I started out the year working to redesign the 9th grade history curriculum, along with my colleague Tom, in the hopes of decentering whiteness. We planned to do this by providing multiple perspectives on historical events, including the voices of non-white scholars whenever possible, critiquing white appraisals of the value of other civilizations’ achievements, and highlighting unjust interactions between dominant and oppressed groups. I was happy with the progress that we made in our redesign, and was looking forward to a second attempt with the additional resources that we gathered. But I spent a lot of the Fall and Winter on a paper for a graduate school Fieldwork course, and it became a bit of an obsession. While I joked that I was getting a degree in playgrounds and that I needed to rush off to take notes at recess, I spent countless hours rolling over my observations in my head. I hope that you will indulge what seems like a break from the trajectory that I set out in my first post—and that I can make clear the problems of unexamined normative assumptions in both Middle School recess and 9th grade History.
To state my conclusion briefly, I believe that while both 9th grade history and middle school recess provide some students with a great experience of something that they badly want, their normative assumptions about what is valuable—and the resources provided based on those assumptions—explicitly devalue the contributions of many students, and ultimately harm everyone. What follows is an exploration of the relevance of the conclusions of the playgrounds paper to the 9th grade history curriculum:
- Freedom to experiment promotes agency.
I saw over and over on the playground that kids were capable of making their own decisions and handling the consequences—whether positive or negative—and that most students, even those who had bad experiences of recess, valued the expansive freedom more than the protection that they might have gained from more structure. In History class, this conclusion is going to be the toughest for me to translate. I know that more freedom will be necessary going forwards, but I’m going to have to do some unpacking on what differences there should be between a playground and a history class.
- Providing limited play opportunities values students unequally.
The Houston Ballfield was a project that was set aside by Robert Moses, but never taken up. The City’s benign neglect has served generations of children and families from the neighborhood, Little Red students, dogs, and skateboarders. But it has almost always been a “ballfield”. Kids have played countless games that they treasured dearly throughout the ballfield, but ultimately, when kids wanted to play baseball in the southeast corner, or basketball in the northwest, it happens.

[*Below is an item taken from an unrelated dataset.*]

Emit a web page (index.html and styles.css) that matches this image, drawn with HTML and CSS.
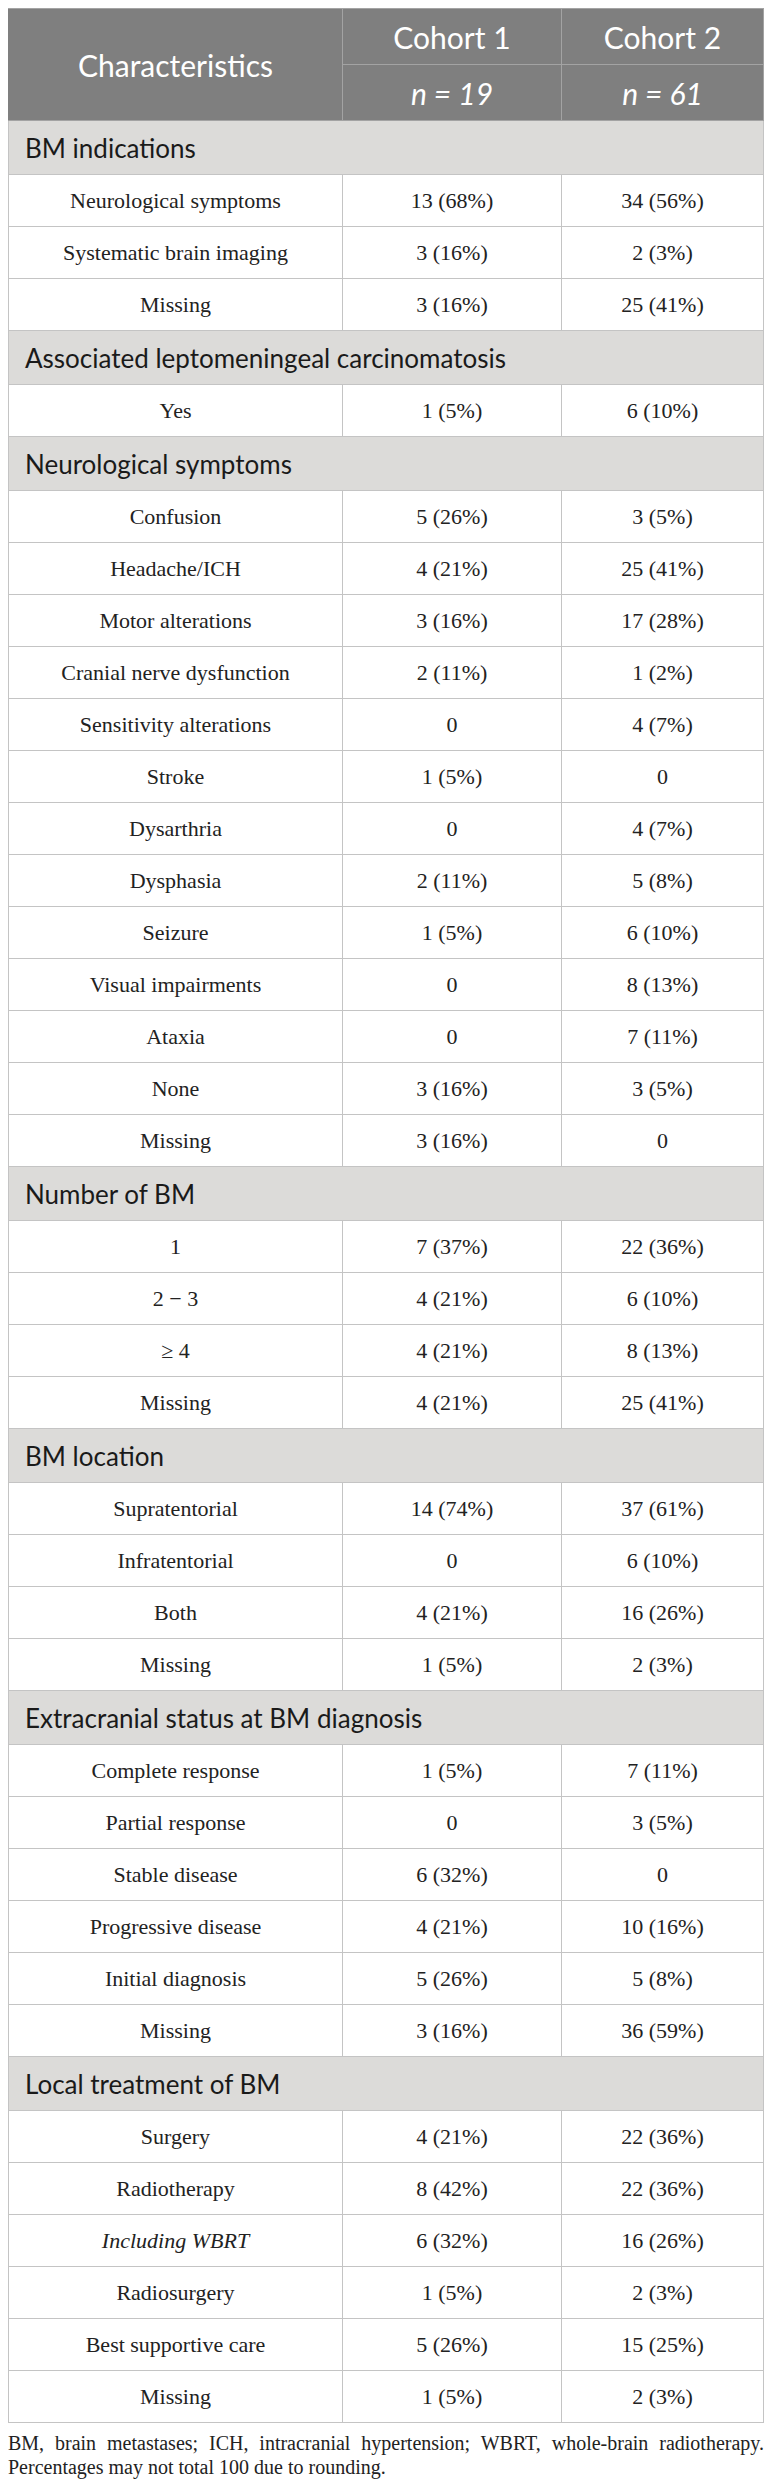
FILE: index.html
```html
<!DOCTYPE html>
<html lang="en">
<head>
  <meta charset="UTF-8">
  <meta name="viewport" content="width=device-width, initial-scale=1.0">
  <title>Brain metastases characteristics</title>
  <link rel="stylesheet" href="styles.css">
</head>
<body>
  <table class="data-table">
    <colgroup>
      <col class="col-label">
      <col class="col-cohort1">
      <col class="col-cohort2">
    </colgroup>
    <thead>
      <tr>
        <th rowspan="2" class="head-main">Characteristics</th>
        <th>Cohort 1</th>
        <th>Cohort 2</th>
      </tr>
      <tr>
        <th class="head-n">n = 19</th>
        <th class="head-n">n = 61</th>
      </tr>
    </thead>
    <tbody>
      <tr class="section"><td colspan="3">BM indications</td></tr>
      <tr><td>Neurological symptoms</td><td>13 (68%)</td><td>34 (56%)</td></tr>
      <tr><td>Systematic brain imaging</td><td>3 (16%)</td><td>2 (3%)</td></tr>
      <tr><td>Missing</td><td>3 (16%)</td><td>25 (41%)</td></tr>

      <tr class="section"><td colspan="3">Associated leptomeningeal carcinomatosis</td></tr>
      <tr><td>Yes</td><td>1 (5%)</td><td>6 (10%)</td></tr>

      <tr class="section"><td colspan="3">Neurological symptoms</td></tr>
      <tr><td>Confusion</td><td>5 (26%)</td><td>3 (5%)</td></tr>
      <tr><td>Headache/ICH</td><td>4 (21%)</td><td>25 (41%)</td></tr>
      <tr><td>Motor alterations</td><td>3 (16%)</td><td>17 (28%)</td></tr>
      <tr><td>Cranial nerve dysfunction</td><td>2 (11%)</td><td>1 (2%)</td></tr>
      <tr><td>Sensitivity alterations</td><td>0</td><td>4 (7%)</td></tr>
      <tr><td>Stroke</td><td>1 (5%)</td><td>0</td></tr>
      <tr><td>Dysarthria</td><td>0</td><td>4 (7%)</td></tr>
      <tr><td>Dysphasia</td><td>2 (11%)</td><td>5 (8%)</td></tr>
      <tr><td>Seizure</td><td>1 (5%)</td><td>6 (10%)</td></tr>
      <tr><td>Visual impairments</td><td>0</td><td>8 (13%)</td></tr>
      <tr><td>Ataxia</td><td>0</td><td>7 (11%)</td></tr>
      <tr><td>None</td><td>3 (16%)</td><td>3 (5%)</td></tr>
      <tr><td>Missing</td><td>3 (16%)</td><td>0</td></tr>

      <tr class="section"><td colspan="3">Number of BM</td></tr>
      <tr><td>1</td><td>7 (37%)</td><td>22 (36%)</td></tr>
      <tr><td>2 &minus; 3</td><td>4 (21%)</td><td>6 (10%)</td></tr>
      <tr><td>&ge; 4</td><td>4 (21%)</td><td>8 (13%)</td></tr>
      <tr><td>Missing</td><td>4 (21%)</td><td>25 (41%)</td></tr>

      <tr class="section"><td colspan="3">BM location</td></tr>
      <tr><td>Supratentorial</td><td>14 (74%)</td><td>37 (61%)</td></tr>
      <tr><td>Infratentorial</td><td>0</td><td>6 (10%)</td></tr>
      <tr><td>Both</td><td>4 (21%)</td><td>16 (26%)</td></tr>
      <tr><td>Missing</td><td>1 (5%)</td><td>2 (3%)</td></tr>

      <tr class="section"><td colspan="3">Extracranial status at BM diagnosis</td></tr>
      <tr><td>Complete response</td><td>1 (5%)</td><td>7 (11%)</td></tr>
      <tr><td>Partial response</td><td>0</td><td>3 (5%)</td></tr>
      <tr><td>Stable disease</td><td>6 (32%)</td><td>0</td></tr>
      <tr><td>Progressive disease</td><td>4 (21%)</td><td>10 (16%)</td></tr>
      <tr><td>Initial diagnosis</td><td>5 (26%)</td><td>5 (8%)</td></tr>
      <tr><td>Missing</td><td>3 (16%)</td><td>36 (59%)</td></tr>

      <tr class="section"><td colspan="3">Local treatment of BM</td></tr>
      <tr><td>Surgery</td><td>4 (21%)</td><td>22 (36%)</td></tr>
      <tr><td>Radiotherapy</td><td>8 (42%)</td><td>22 (36%)</td></tr>
      <tr><td><i>Including WBRT</i></td><td>6 (32%)</td><td>16 (26%)</td></tr>
      <tr><td>Radiosurgery</td><td>1 (5%)</td><td>2 (3%)</td></tr>
      <tr><td>Best supportive care</td><td>5 (26%)</td><td>15 (25%)</td></tr>
      <tr><td>Missing</td><td>1 (5%)</td><td>2 (3%)</td></tr>
    </tbody>
  </table>

  <p class="footnote">BM, brain metastases; ICH, intracranial hypertension; WBRT, whole-brain radiotherapy. Percentages may not total 100 due to rounding.</p>
</body>
</html>
```

FILE: styles.css
```css
body {
  margin: 8px 8px 0;
  background-color: #fff;
  color: #222;
}

.data-table {
  width: 100%;
  border-collapse: collapse;
  table-layout: fixed;
  border: 1px solid #c4c4c4;
}

.col-label {
  width: 334px;
}

.col-cohort1 {
  width: 219px;
}

.data-table th {
  height: 55px;
  padding: 0;
  background-color: #7f7f7f;
  color: #fff;
  font-family: Lato, "Noto Sans", sans-serif;
  font-size: 30px;
  font-weight: 400;
  border: 1px solid #a3a3a3;
  text-align: center;
}

.data-table th.head-main {
  border-left-color: #7f7f7f;
}

.head-n {
  font-style: italic;
}

.data-table td {
  height: 51px;
  padding: 0 8px;
  border: 1px solid #c4c4c4;
  text-align: center;
  font-family: "Liberation Serif", serif;
  font-size: 22px;
  color: #222;
}

.data-table .section td {
  height: 53px;
  padding: 0 16px;
  background-color: #dcdbd9;
  text-align: left;
  font-family: Lato, "Noto Sans", sans-serif;
  font-size: 26px;
  font-weight: 400;
  color: #1a1a1a;
}

.footnote {
  margin: 8px 0 0;
  font-family: "Liberation Serif", serif;
  font-size: 20px;
  line-height: 24px;
  text-align: justify;
  color: #222;
}
```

When some kids want to play ball, the others give way. It is taken as natural that when kids want to play on the court or field, the other kids clear out. It’s polite and it conforms the use to the space. Repeated over time, it becomes tradition that is ingrained in the space and in the kids. Across generations, people who played basketball at Houston Ballfield as kids speak fondly of their memories (especially King of the Court). But… the space and equipment offerings constrain students’ options for play and for experimentation with novel social relationships. Basketball on the basketball court, four-square between the lines, and sitting on the benches: all pretty much as intended by the park’s creators.
But it was never inevitable that this plot of land be set aside for throwing balls into a hoop—or that this ballfield would be where our students play during recess. There are other parks in the neighborhood, but the lower and middle school is on the same block as Houston Ballfield and kids want to play in the ways that it offers. During the progressive era, basketball was created as a game for children and promoted because it rewarded the traits that were valued in boys at the time: strength, toughness, personal responsibility, subordination of self, etc. Basketball is now a multi-billion dollar industry (professional four-square opportunities are limited by low consumer demand and fan engagement). Girls were formally excluded from playing “organized sports” initially, and only gradually were they incorporated, though with significant rule modifications.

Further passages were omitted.